The objective is convex in \({\boldsymbol{x}}\), and it is hence maximised on the unit ball at the point of the unit sphere that maximises the linear term, i.e. at \[{\boldsymbol{x}}~=~ \frac{{\boldsymbol{b}}-{\boldsymbol{a}}}{{\|{\boldsymbol{b}}-{\boldsymbol{a}}\|}} ,\] Plugging this in, we find \[V_\alpha ~=~ \min_{{\boldsymbol{a}}\in {\mathbb R}^d} ~ {\|{\boldsymbol{a}}\|}^2 + \alpha + 2 {\|{\boldsymbol{b}}- {\boldsymbol{a}}\|} .\] This is a concave function of \({\boldsymbol{a}}\), although it is not differentiable due to the norm. Yet it is minimised where zero is a sub-gradient. In our case this happens at \[{\boldsymbol{a}}~=~ {\boldsymbol{b}},\] where we used the assumption that \({\|{\boldsymbol{b}}\|} \le 1\). We conclude \[V_\alpha ~=~ {\|{\boldsymbol{b}}\|}^2 + \alpha .\] Notice that the choice \({\boldsymbol{a}}={\boldsymbol{b}}\) kills the linear term in \({\boldsymbol{x}}\) of the objective \(\eqref{eq:value}\), and hence equalises the objective over the unit sphere.

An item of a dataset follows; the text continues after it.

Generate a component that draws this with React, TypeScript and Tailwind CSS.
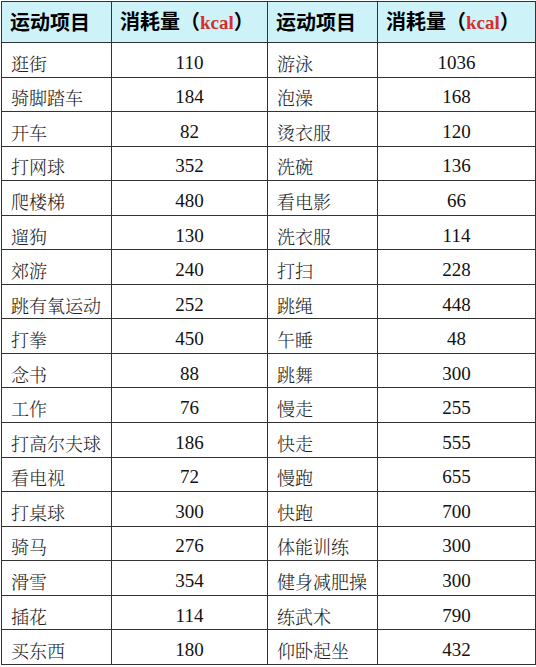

Using a single algorithm throughout

We found two algorithms, one for \(\alpha \le 0\) and one for \(\alpha \ge 0\). Now suppose we can only play one of them in all cases. How bad would that be?

First suppose we always play \({\boldsymbol{a}}={\boldsymbol{b}}\). This kills the linear term in \({\boldsymbol{x}}\). So the objective is maximised in \({\boldsymbol{x}}\) either anywhere on the unit sphere if \(\alpha \ge 0\) or at \({\boldsymbol{x}}=0\) if \(\alpha \le 0\). The worst-case value is hence \[\begin{cases} {\|{\boldsymbol{b}}\|}^2 & \text{if $\alpha \le 0$,} \\ {\|{\boldsymbol{b}}\|}^2 + \alpha & \text{if $\alpha \ge 0$.} \end{cases}\]

Now suppose we always play \({\boldsymbol{a}}= \frac{{\boldsymbol{b}}}{1-\alpha}\). Then \[\max_{\substack{{\boldsymbol{x}}\in {\mathbb R}^d \\ {\|{\boldsymbol{x}}\|} \le 1}} ~ \frac{{\|{\boldsymbol{b}}\|}^2}{(1-\alpha)^2} + \alpha {\|{\boldsymbol{x}}\|}^2 - \frac{2 \alpha}{1-\alpha} {\boldsymbol{b}}^{\intercal}{\boldsymbol{x}}\] is maximised at \({\boldsymbol{x}}= \frac{ - \frac{\alpha}{1-\alpha} {\boldsymbol{b}}}{{\| - \frac{\alpha}{1-\alpha} {\boldsymbol{b}}\|}}\) if \(\alpha \ge 0\) where it takes value \[\frac{{\|{\boldsymbol{b}}\|}^2}{(1-\alpha)^2} + \alpha + 2 \frac{\alpha}{{|1-\alpha|}} {\|{\boldsymbol{b}}\|}\] or at \({\boldsymbol{x}}=\frac{{\boldsymbol{b}}}{1-\alpha}\) if \(\alpha \le 0\) where it takes value \[\frac{{\|{\boldsymbol{b}}\|}^2}{1-\alpha}\] as before.

Graph of value for sub-optimal algorithms.

Graph of value for sub-optimal algorithms.

Violated norm bound

We now look at what happens if we play an algorithm designed to operate against data satisfying the constraint \({\|{\boldsymbol{x}}\|} \le 1\), and encounter data violating that constraint.

Convex-concave

Say \(\alpha \le0\) and we play \({\boldsymbol{a}}= \frac{{\boldsymbol{b}}}{1-\alpha}\). Then the objective is \[\frac{{\|{\boldsymbol{b}}\|}^2 }{1-\alpha} + \alpha {\Big\|\frac{{\boldsymbol{b}}}{1-\alpha} - {\boldsymbol{x}}\Big\|}^2 ~\le~ \frac{{\|{\boldsymbol{b}}\|}^2 }{1-\alpha}\] regardless of \({\boldsymbol{x}}\).

Convex-convex

Say \(\alpha \ge 0\) and we play \({\boldsymbol{a}}={\boldsymbol{b}}\). Then the objective is \[{\|{\boldsymbol{b}}\|}^2 + \alpha {\|{\boldsymbol{x}}\|}^2\] which scales nicely with the actual data norm.

So in both cases we see that we do not need to assume the norm bound on the data. The convex-concave worst case is independent of any norm bound. The convex-convex case adapts to the norm bound without needing to know it.

Koolen, Wouter M., Alan Malek, Peter L. Bartlett, and Yasin Abbasi-Yadkori. 2015. “Minimax Time Series Prediction.” In Advances in Neural Information Processing Systems (NIPS) 28, to appear.